◆ WHAT YOU ARE ASKED TO DO ◆
Faithfully return all lines, omitting every embedded picture.

◆ DATA SEGMENT ◆
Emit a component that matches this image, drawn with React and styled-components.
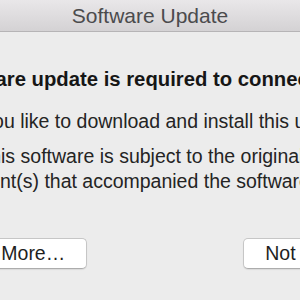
import React from "react";
import styled, {createGlobalStyle} from "styled-components";

const GlobalStyle = createGlobalStyle`
  html, body {
    margin: 0;
    padding: 0;
    background-color: #ECECEC;
    overflow: hidden;
  }
`;

const Viewport = styled.div`
  width: 300px;
  height: 300px;
  overflow: hidden;
  display: flex;
  justify-content: center;
  font-family: "Liberation Sans", Arial, sans-serif;
`;

const Dialog = styled.div`
  flex-shrink: 0;
  width: 666px;
  height: 300px;
  display: flex;
  flex-direction: column;
  background-color: #ECECEC;
`;

const TitleBar = styled.div`
  height: 31px;
  border-bottom: 1px solid #B6B4B6;
  background: linear-gradient(to bottom, #E9E7E9, #D4D2D4);
  display: flex;
  justify-content: center;
  align-items: center;
  font-size: 21px;
  line-height: 31px;
  color: #4B4B4D;
`;

const Content = styled.div`
  padding: 35px 14px 0 106px;
  display: flex;
  flex-direction: column;
`;

const Text = styled.p`
  margin: 0 0 ${props => props.gap}px 0;
  font-size: ${props => props.bold ? 20.3 : 19.5}px;
  line-height: 25px;
  font-weight: ${props => props.bold ? 700 : 400};
  color: ${props => props.bold ? "#161616" : "#242424"};
  white-space: nowrap;
`;

const ButtonRow = styled.div`
  margin-top: 44px;
  margin-left: 1px;
  display: flex;
  align-items: center;
  gap: 12px;
`;

const Spacer = styled.div`
  flex-grow: 1;
`;

const Button = styled.button`
  height: 31px;
  padding: 0 21px;
  border: 1px solid #C6C6C6;
  border-bottom-color: #ACACAC;
  border-radius: 5px;
  background-color: #FFFFFF;
  box-shadow: 0 1px 1px rgba(0, 0, 0, 0.08);
  font-family: "Liberation Sans", Arial, sans-serif;
  font-size: 19.5px;
  color: #1E1E1E;
  white-space: nowrap;
`;

export default function App() {
    return (
        <Viewport>
            <GlobalStyle/>
            <Dialog>
                <TitleBar>Software Update</TitleBar>
                <Content>
                    <Text bold gap={17}>A software update is required to connect to your iPhone.</Text>
                    <Text gap={10}>Would you like to download and install this update now?</Text>
                    <Text gap={0}>
                        Use of this software is subject to the original license<br/>
                        agreement(s) that accompanied the software being updated.
                    </Text>
                    <ButtonRow>
                        <Button>Learn More…</Button>
                        <Spacer/>
                        <Button>Not Now</Button>
                        <Button>Install</Button>
                    </ButtonRow>
                </Content>
            </Dialog>
        </Viewport>
    );
}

◆ RESULT BELOW ◆
Emit a component that matches this image, drawn with React and styled-components.
import React from "react";
import styled, {createGlobalStyle} from "styled-components";

const GlobalStyle = createGlobalStyle`
  html, body {
    margin: 0;
    padding: 0;
    background-color: #ECECEC;
    overflow: hidden;
  }
`;

const Viewport = styled.div`
  width: 300px;
  height: 300px;
  overflow: hidden;
  display: flex;
  justify-content: center;
  font-family: "Liberation Sans", Arial, sans-serif;
`;

const Dialog = styled.div`
  flex-shrink: 0;
  width: 666px;
  height: 300px;
  display: flex;
  flex-direction: column;
  background-color: #ECECEC;
`;

const TitleBar = styled.div`
  height: 31px;
  border-bottom: 1px solid #B6B4B6;
  background: linear-gradient(to bottom, #E9E7E9, #D4D2D4);
  display: flex;
  justify-content: center;
  align-items: center;
  font-size: 21px;
  line-height: 31px;
  color: #4B4B4D;
`;

const Content = styled.div`
  padding: 35px 14px 0 106px;
  display: flex;
  flex-direction: column;
`;

const Text = styled.p`
  margin: 0 0 ${props => props.gap}px 0;
  font-size: ${props => props.bold ? 20.3 : 19.5}px;
  line-height: 25px;
  font-weight: ${props => props.bold ? 700 : 400};
  color: ${props => props.bold ? "#161616" : "#242424"};
  white-space: nowrap;
`;

const ButtonRow = styled.div`
  margin-top: 44px;
  margin-left: 1px;
  display: flex;
  align-items: center;
  gap: 12px;
`;

const Spacer = styled.div`
  flex-grow: 1;
`;

const Button = styled.button`
  height: 31px;
  padding: 0 21px;
  border: 1px solid #C6C6C6;
  border-bottom-color: #ACACAC;
  border-radius: 5px;
  background-color: #FFFFFF;
  box-shadow: 0 1px 1px rgba(0, 0, 0, 0.08);
  font-family: "Liberation Sans", Arial, sans-serif;
  font-size: 19.5px;
  color: #1E1E1E;
  white-space: nowrap;
`;

export default function App() {
    return (
        <Viewport>
            <GlobalStyle/>
            <Dialog>
                <TitleBar>Software Update</TitleBar>
                <Content>
                    <Text bold gap={17}>A software update is required to connect to your iPhone.</Text>
                    <Text gap={10}>Would you like to download and install this update now?</Text>
                    <Text gap={0}>
                        Use of this software is subject to the original license<br/>
                        agreement(s) that accompanied the software being updated.
                    </Text>
                    <ButtonRow>
                        <Button>Learn More…</Button>
                        <Spacer/>
                        <Button>Not Now</Button>
                        <Button>Install</Button>
                    </ButtonRow>
                </Content>
            </Dialog>
        </Viewport>
    );
}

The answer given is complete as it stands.